The annual RSA security conference has gone ahead as scheduled this week, though IBM was one of a number of vendors to pull out citing coronavirus as the excuse. Major upcoming partner events such as HP's Reinvent in March, Dell Technologies World in May and Microsoft Inspire in July ae currently scheduled to take place as normal.

However, if the outbreak continues to gain ground across Europe and spread to North America it is likely other vendors may follow Intel and Fortinet's lead and postpone or cancel their events.

Vexed vendors

The eventual financial fallout for the channel is obviously yet to be calculated, but vendors have taken quarterly earnings calls as a means to establish their stances with regards to economic impact.
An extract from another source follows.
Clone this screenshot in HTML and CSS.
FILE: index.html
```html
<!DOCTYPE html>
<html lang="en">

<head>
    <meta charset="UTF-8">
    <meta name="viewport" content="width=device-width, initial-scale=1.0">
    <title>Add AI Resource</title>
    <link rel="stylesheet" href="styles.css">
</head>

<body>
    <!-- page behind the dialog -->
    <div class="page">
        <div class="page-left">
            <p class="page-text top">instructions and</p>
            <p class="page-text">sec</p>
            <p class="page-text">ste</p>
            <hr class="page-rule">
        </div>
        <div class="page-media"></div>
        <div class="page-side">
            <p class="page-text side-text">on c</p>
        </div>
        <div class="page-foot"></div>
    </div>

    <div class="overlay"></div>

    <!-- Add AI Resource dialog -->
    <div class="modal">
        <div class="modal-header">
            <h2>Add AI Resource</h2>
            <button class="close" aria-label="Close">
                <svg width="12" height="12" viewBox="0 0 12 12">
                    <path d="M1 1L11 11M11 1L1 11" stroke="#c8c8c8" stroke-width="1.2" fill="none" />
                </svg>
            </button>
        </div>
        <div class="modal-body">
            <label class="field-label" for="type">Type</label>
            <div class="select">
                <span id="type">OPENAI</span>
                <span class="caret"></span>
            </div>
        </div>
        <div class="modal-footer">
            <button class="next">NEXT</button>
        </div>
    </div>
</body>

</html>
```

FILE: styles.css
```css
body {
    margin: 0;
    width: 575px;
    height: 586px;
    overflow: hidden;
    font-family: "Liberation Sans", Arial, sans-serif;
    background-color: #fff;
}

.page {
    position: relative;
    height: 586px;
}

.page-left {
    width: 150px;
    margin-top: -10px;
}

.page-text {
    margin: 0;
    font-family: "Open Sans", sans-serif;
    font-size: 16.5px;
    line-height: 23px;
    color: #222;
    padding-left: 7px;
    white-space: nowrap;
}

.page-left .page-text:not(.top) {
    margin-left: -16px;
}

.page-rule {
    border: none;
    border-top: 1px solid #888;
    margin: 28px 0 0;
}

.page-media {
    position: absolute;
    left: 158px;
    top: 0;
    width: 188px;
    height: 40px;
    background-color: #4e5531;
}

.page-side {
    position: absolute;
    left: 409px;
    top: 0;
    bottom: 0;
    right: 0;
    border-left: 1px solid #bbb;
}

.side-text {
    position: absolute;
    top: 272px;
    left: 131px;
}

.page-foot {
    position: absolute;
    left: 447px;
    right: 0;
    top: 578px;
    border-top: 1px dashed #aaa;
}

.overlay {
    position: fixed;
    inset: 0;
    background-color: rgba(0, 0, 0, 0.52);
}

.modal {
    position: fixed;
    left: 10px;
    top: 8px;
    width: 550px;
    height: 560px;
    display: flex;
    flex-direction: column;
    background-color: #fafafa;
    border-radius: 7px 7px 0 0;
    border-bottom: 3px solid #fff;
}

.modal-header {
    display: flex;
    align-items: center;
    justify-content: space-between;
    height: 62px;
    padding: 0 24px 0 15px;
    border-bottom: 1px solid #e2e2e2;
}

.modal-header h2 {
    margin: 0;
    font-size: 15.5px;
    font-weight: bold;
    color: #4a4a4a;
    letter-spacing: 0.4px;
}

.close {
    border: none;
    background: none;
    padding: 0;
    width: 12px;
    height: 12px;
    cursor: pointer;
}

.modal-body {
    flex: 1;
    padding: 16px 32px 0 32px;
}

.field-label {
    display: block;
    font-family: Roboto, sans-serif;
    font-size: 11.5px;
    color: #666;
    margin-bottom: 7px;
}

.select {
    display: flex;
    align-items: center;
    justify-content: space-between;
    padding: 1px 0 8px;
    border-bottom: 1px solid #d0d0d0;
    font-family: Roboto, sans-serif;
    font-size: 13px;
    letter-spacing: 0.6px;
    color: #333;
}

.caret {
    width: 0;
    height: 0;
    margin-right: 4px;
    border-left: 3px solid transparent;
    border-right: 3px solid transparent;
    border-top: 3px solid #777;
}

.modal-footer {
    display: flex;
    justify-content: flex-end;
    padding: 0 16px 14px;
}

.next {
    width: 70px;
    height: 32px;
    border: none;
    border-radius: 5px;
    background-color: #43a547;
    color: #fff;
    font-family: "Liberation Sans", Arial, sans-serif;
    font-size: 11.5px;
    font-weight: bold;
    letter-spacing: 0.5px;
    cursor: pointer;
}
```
Apple CEO Tim Cook was one of the first to flag the impact the outbreak will have on the vendor's bottom line, telling investors it would fail to meet its quarterly target of between $63bn to $67bn due to a slower-than-anticipated recovery and iPhone supply shortages.

Cisco boss Chuck Robbins last week was dismissive of COVID-19, telling stakeholders that the issue is "not deep" and that the market uncertainty has "now dissipated" and he expects customers to pick up again.

Chinese vendors have been more optimistic in their predictions, with Lenovo CEO Yang Yuanging stating that its factories in China are back up and running, though there are limitations in relation to transport and travel.

"Given the situation remains extremely dynamic, it is difficult to provide an accurate estimation of the full financial impact," he said.

Daniel Zheng, CEO of Chinese e-commerce titan Alibaba, said that the company was being "tested" with the current crisis but predicted a repeat of the growth it experienced in the wake of the deadly SARS outbreak nearly 20 years ago.

"True to our mission, we will stand together with all of our merchants to overcome the current challenges and facilitate our users and our communities to fight against the virus. 17 years ago, the e-commerce business experienced tremendous growth after SARS," he declared.

"We believe that adversity will be followed by a change in behaviour among consumers and enterprises and bring ensuing opportunities."

PC market ‘impacted but not rocked' by virus

Analyst firm IDC forecast that the EMEA PC market would suffer slightly in 2020, but that it will be "impacted but not rocked" by the coronavirus.

There are myriad reasons for the predicted growth decline in the PC market, of which the coronavirus is just one, according to the analyst house. This decline will be felt almost exclusively in the consumer segment, while its commercial counterpart will be relatively buoyant.

The continued CPU shortage from Intel, the "ongoing stagnation" in the consumer segment alongside negative supply chain ramifications will result in a one per cent year-on-year decline in 2020.

However, commercial demand in the market will be fuelled by Windows 10 migration and stronger-than-expected demand for smaller form factors, driving overall commercial growth for the first three quarters of this year.

The turbulence caused by the coronavirus in some regions will negatively impact consumer demand throughout 2020. Despite this, the CEE and MEA regions have only slightly revised the overall PC market forecast for the first half of 2020 compared with the previous forecast.

"Intel CPU shortages, as well as supply chain concerns stemming from the coronavirus outbreak, will impact the Western European PC market in H120," said Helena Ferreira, research analyst, IDC Western European personal computing devices.

"Notebooks will be particularly vulnerable to the supply constraints due to the high concentration of manufacturing that occurs in the affected areas of mainland China."